Cotswold Archaeology and local divers hope to recover as much information as possible before the ship’s splinted timbers finally disintegrate.
Much of the wreck has been preserved in pristine condition on the bed of the Thames Estuary, sealed within a deep layer of silt and mud, but it has been on the national inventory of heritage at risk since it was realised that timbers were being scoured bare and quickly destroyed by changing tidal patterns, including the dredging for the huge new London Gateway port development.
In 1665 the explosion was a humiliating disaster.

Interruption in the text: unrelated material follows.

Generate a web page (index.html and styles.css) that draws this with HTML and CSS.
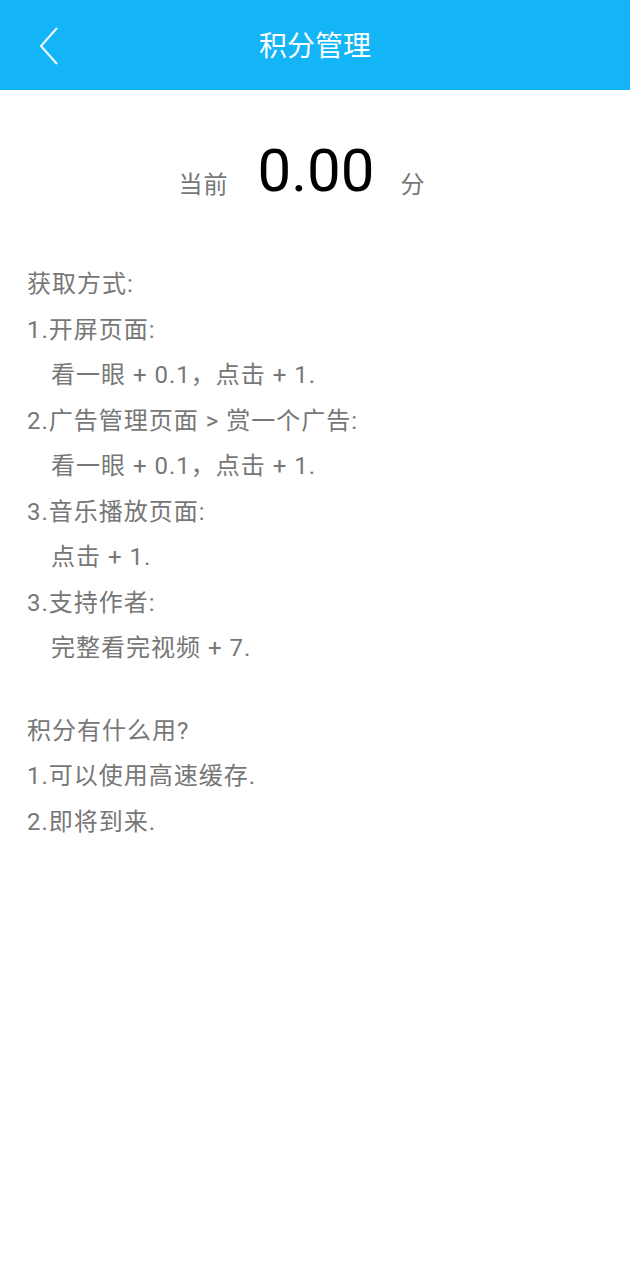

The London was blown in half, and sank almost instantly. At least 300 people died, perhaps many more: a surprising number of the human remains recovered so far have proved to be female, suggesting that as well as the 350 crew, plus extra gunners for the newly mounted artillery, the 17th century ship was carrying many of their wives and sweethearts.
“It’s a good question why there were so many women, and one on which I wouldn’t care to speculate,” archaeologist and diver Dan Pascoe said.
Only 24 men and one woman survived the disaster, clinging to the ornately carved stern which the archaeologists believe was left sticking vertically out of the shallow water.
A few hours later the London’s new commander, Sir John Lawson, would have gone down with the ship: as it was, several of his children and other members of his family died. The London had been refitted at Chatham, and was sailing to Gravesend to collect him and become his flagship in the second Anglo-Dutch wars.
The ship was carrying 300 barrels of gunpowder and it is believed that a 21 gun salute was being prepared. “Clearly there was some hiccup,” Mark Dunkley, maritime archaeologist at English Heritage said.